Funko reported Q4 fiscal 2025 revenue of $273M (Visible Alpha $261M) and adjusted EBITDA of $23M versus $24M consensus, with adjusted EPS $0.05 beating the $0.03 consensus; another consensus reference showed revenue $273.1M vs $280.24M (-2.55% miss). Goldman raised its 12‑month price target to $4.00 from $3.50 (Neutral) after rolling valuation to 4.0x 2027 EBITDA and citing a credit agreement extension; Texas Capital lifted its target to $6.50 from $6.00 (Buy). The print is mixed—EPS upside and product momentum offset by softer EBITDA, lowered 2026 outlook, and elevated leverage (debt/equity 1.58)—likely to move FNKO stock modestly.

Analysis

Funko sits at the intersection of content-driven sales and constrained capital structure; the immediate relief from a lender extension buys time but does not remove the structural need to convert episodic product hits into consistent free cash flow. That implies a two-speed outcome: upside concentrated around successful media/toy tie-ins and retail restocking windows, and downsize risk driven by elevated leverage and any slip in licensing cadence. Second-order supply-chain effects matter more here than for large diversified toymakers: smaller, IP-heavy manufacturers tend to face lumpy order books, shorter replenishment lead times, and outsized margin sensitivity to freight and input-cost shocks — a single missed shipping window or promotional mis-timing can compress seasonality into an entire fiscal year.
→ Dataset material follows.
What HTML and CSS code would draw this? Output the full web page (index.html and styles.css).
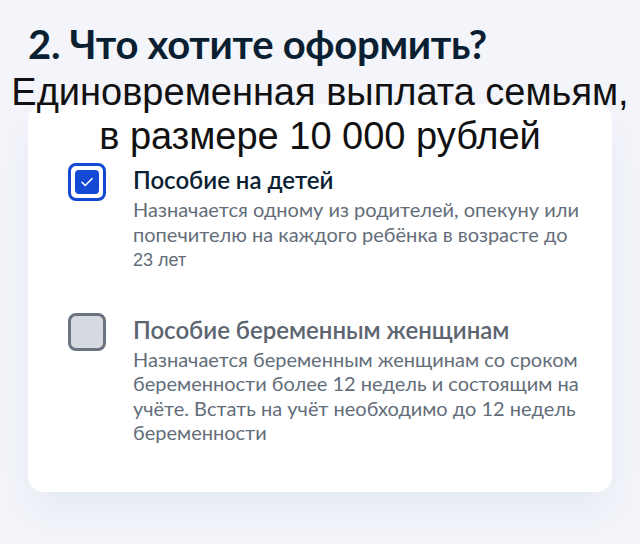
FILE: index.html
```html
<!DOCTYPE html>
<html lang="ru">
<head>
  <meta charset="UTF-8" />
  <meta name="viewport" content="width=device-width, initial-scale=1.0"/>
  <title>Что хотите оформить?</title>
  <link rel="stylesheet" href="styles.css">
</head>
<body>

  <h1 class="step-title">2. Что хотите оформить?</h1>

  <!-- Подпись поверх формы -->
  <p class="promo">Единовременная выплата семьям,<br>в размере 10 000 рублей</p>

  <div class="card">
    <label class="option">
      <span class="checkbox checked">
        <span class="checkbox-inner">
          <svg viewBox="0 0 16 16" width="16" height="16">
            <path d="M3 8.3l3.2 3.2L13 4.7" fill="none" stroke="#fff" stroke-width="1.6" stroke-linecap="round" stroke-linejoin="round"/>
          </svg>
        </span>
      </span>
      <span class="option-text">
        <span class="option-title">Пособие на детей</span>
        <span class="option-desc">Назначается одному из родителей, опекуну или попечителю на каждого ребёнка в возрасте до <span class="age">23 лет</span></span>
      </span>
    </label>

    <label class="option">
      <span class="checkbox"></span>
      <span class="option-text">
        <span class="option-title muted">Пособие беременным женщинам</span>
        <span class="option-desc">Назначается беременным женщинам со сроком беременности более 12 недель и состоящим на учёте. Встать на учёт необходимо до 12 недель беременности</span>
      </span>
    </label>
  </div>

</body>
</html>
```

FILE: styles.css
```css
body {
  margin: 0;
  background: #f3f5fa;
  font-family: Lato, 'Noto Sans', sans-serif;
  color: #0b1f33;
  height: 544px;
  overflow: hidden;
  position: relative;
}

.step-title {
  margin: 0;
  padding: 22px 0 0 28px;
  font-size: 40px;
  line-height: 44px;
  font-weight: 700;
  letter-spacing: -0.3px;
}

/* Подпись поверх карточки */
.promo {
  position: absolute;
  top: 70px;
  left: 0;
  right: 0;
  margin: 0;
  text-align: center;
  font-family: 'Liberation Sans', Arial, sans-serif;
  font-size: 38px;
  line-height: 44px;
  color: #111;
  z-index: 2;
}

.card {
  margin: 38px 28px 0;
  height: 388px;
  box-sizing: border-box;
  padding: 59px 10px 0 40px;
  background: #fff;
  border-radius: 16px;
  box-shadow: 0 22px 40px rgba(40, 60, 140, 0.06);
}

.option {
  display: flex;
  gap: 27px;
  align-items: flex-start;
}

.option + .option {
  margin-top: 40px;
}

.checkbox {
  flex: none;
  width: 38px;
  height: 38px;
  box-sizing: border-box;
  border: 3px solid #6b7480;
  border-radius: 8px;
  background: #d6dae3;
  display: flex;
  align-items: center;
  justify-content: center;
}

.checkbox.checked {
  border-color: #1449d4;
  background: #fff;
}

.checkbox-inner {
  width: 24px;
  height: 24px;
  border-radius: 4px;
  background: #1449d4;
  display: flex;
  align-items: center;
  justify-content: center;
}

.option-text {
  flex: none;
  display: flex;
  flex-direction: column;
  width: 448px;
}

.option-title {
  font-size: 24px;
  line-height: 34px;
  font-weight: 600;
  color: #0b1f33;
}

.option-title.muted {
  color: #5c6570;
}

.option-desc {
  font-size: 20px;
  line-height: 24.5px;
  color: #636d79;
}

.age {
  font-family: 'Liberation Sans', Arial, sans-serif;
  font-size: 18px;
}
```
Retailer inventory behavior is therefore a leading indicator; sustained restocking at specialty and mall-facing channels would validate a multi-quarter recovery, while any destocking would quickly expose the balance sheet. On catalysts and tail risks, watch three horizons: days-weeks for analyst notes and liquidity perceptions that drive flow; 1-3 months for retail replenishment reports and European rollouts; 6-18 months for bond covenant reset/credit amortization and whether EBITDA can stabilize. Geopolitical-driven risk-off amplifies both equity and high-yield volatility, raising the odds that equity upside is capped by credit repricing absent clear deleveraging. Consensus may be underestimating the persistence of elevated cost of capital even after a credit extension — lenders often price in uncertainty, which can leave equity holders with muted upside unless there is demonstrable, repeatable cash generation. That makes event-driven, hedged exposure more attractive than unhedged buy-and-hold here.